AVAILABLE DATA:
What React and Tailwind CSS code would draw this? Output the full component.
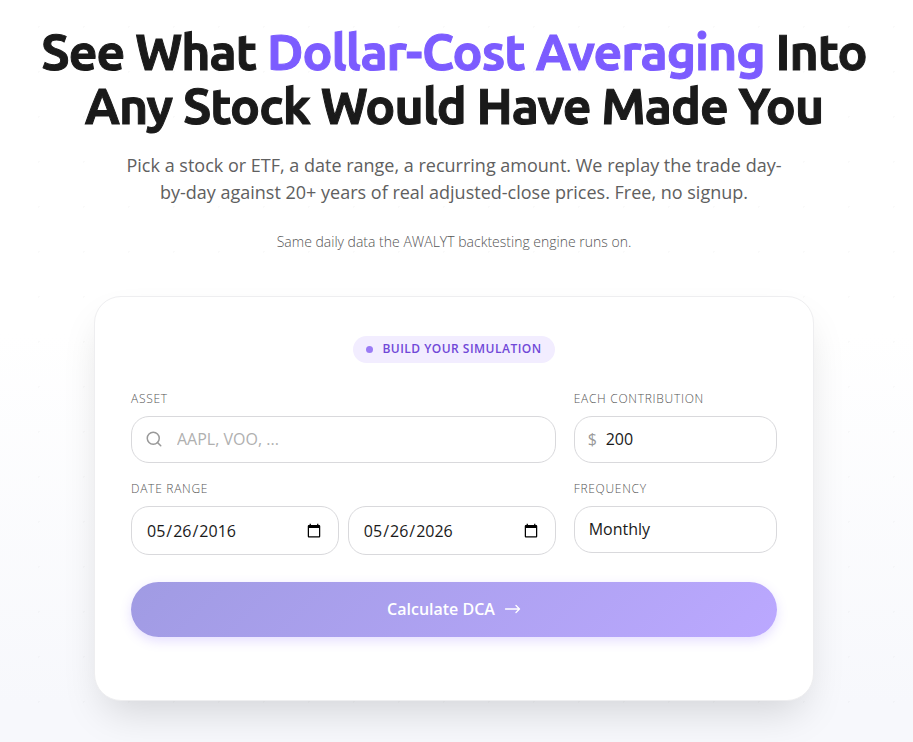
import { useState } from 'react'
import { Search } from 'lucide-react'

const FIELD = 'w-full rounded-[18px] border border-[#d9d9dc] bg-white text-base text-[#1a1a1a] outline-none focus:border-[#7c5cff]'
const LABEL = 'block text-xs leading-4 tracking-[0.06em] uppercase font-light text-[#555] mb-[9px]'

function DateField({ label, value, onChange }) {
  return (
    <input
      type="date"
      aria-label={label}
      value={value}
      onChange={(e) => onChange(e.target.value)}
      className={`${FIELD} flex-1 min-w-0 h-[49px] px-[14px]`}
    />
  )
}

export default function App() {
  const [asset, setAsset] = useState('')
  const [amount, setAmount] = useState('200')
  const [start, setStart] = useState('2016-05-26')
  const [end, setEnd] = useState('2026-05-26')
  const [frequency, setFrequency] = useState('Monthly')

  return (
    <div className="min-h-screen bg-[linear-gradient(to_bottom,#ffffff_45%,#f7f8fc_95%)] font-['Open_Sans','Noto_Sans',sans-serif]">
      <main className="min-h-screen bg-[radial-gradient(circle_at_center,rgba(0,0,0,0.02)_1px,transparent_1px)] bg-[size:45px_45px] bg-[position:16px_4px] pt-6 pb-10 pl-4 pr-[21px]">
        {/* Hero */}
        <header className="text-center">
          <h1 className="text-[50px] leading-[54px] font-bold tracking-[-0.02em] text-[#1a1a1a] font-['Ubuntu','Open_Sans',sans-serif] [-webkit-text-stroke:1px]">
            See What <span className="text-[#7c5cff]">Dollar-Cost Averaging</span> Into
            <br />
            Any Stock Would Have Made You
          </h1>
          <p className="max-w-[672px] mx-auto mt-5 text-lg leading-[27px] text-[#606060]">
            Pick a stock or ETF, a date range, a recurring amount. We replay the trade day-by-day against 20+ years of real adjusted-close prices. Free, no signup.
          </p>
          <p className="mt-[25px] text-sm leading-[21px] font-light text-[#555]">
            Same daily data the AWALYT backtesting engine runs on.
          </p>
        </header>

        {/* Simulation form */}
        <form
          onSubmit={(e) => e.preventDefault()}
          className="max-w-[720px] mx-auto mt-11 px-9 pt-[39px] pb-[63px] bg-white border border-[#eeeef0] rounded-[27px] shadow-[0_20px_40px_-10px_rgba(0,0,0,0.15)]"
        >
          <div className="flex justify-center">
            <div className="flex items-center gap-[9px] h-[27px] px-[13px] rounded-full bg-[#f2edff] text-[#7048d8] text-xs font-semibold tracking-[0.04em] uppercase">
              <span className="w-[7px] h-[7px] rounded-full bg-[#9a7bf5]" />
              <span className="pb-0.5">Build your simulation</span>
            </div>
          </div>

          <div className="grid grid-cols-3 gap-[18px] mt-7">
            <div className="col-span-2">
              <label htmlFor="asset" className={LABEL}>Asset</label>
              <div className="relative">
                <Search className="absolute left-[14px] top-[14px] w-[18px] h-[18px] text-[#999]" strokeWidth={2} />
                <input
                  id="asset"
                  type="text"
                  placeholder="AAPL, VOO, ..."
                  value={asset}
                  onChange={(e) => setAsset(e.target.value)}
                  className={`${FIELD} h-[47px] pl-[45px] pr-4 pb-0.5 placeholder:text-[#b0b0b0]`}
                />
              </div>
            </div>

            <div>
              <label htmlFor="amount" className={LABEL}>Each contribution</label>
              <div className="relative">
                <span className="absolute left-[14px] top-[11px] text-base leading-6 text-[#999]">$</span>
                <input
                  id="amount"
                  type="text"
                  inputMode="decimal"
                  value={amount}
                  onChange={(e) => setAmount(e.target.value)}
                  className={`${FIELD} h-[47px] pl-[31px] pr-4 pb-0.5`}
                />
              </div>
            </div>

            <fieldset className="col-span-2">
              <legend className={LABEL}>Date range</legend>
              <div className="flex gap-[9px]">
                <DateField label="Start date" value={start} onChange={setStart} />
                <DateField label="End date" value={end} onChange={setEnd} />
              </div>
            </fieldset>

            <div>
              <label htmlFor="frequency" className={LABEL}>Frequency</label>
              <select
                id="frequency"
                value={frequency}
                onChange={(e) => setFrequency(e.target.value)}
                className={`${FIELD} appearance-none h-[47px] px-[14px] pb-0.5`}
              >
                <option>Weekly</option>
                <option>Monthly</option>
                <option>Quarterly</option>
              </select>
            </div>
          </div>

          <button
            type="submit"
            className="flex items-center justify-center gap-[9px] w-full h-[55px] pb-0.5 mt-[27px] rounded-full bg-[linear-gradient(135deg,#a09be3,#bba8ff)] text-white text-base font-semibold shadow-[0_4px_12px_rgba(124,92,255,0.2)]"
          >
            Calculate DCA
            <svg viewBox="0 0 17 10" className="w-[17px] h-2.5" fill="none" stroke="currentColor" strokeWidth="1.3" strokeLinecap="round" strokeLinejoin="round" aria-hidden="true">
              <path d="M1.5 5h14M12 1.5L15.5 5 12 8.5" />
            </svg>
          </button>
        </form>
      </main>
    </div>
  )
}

EXERCISE TASK:
Using the listing, collect all lines in which the string "What" is found.

SOLUTION FOR THIS PROBLEM:
What React and Tailwind CSS code would draw this? Output the full component.
            See What <span className="text-[#7c5cff]">Dollar-Cost Averaging</span> Into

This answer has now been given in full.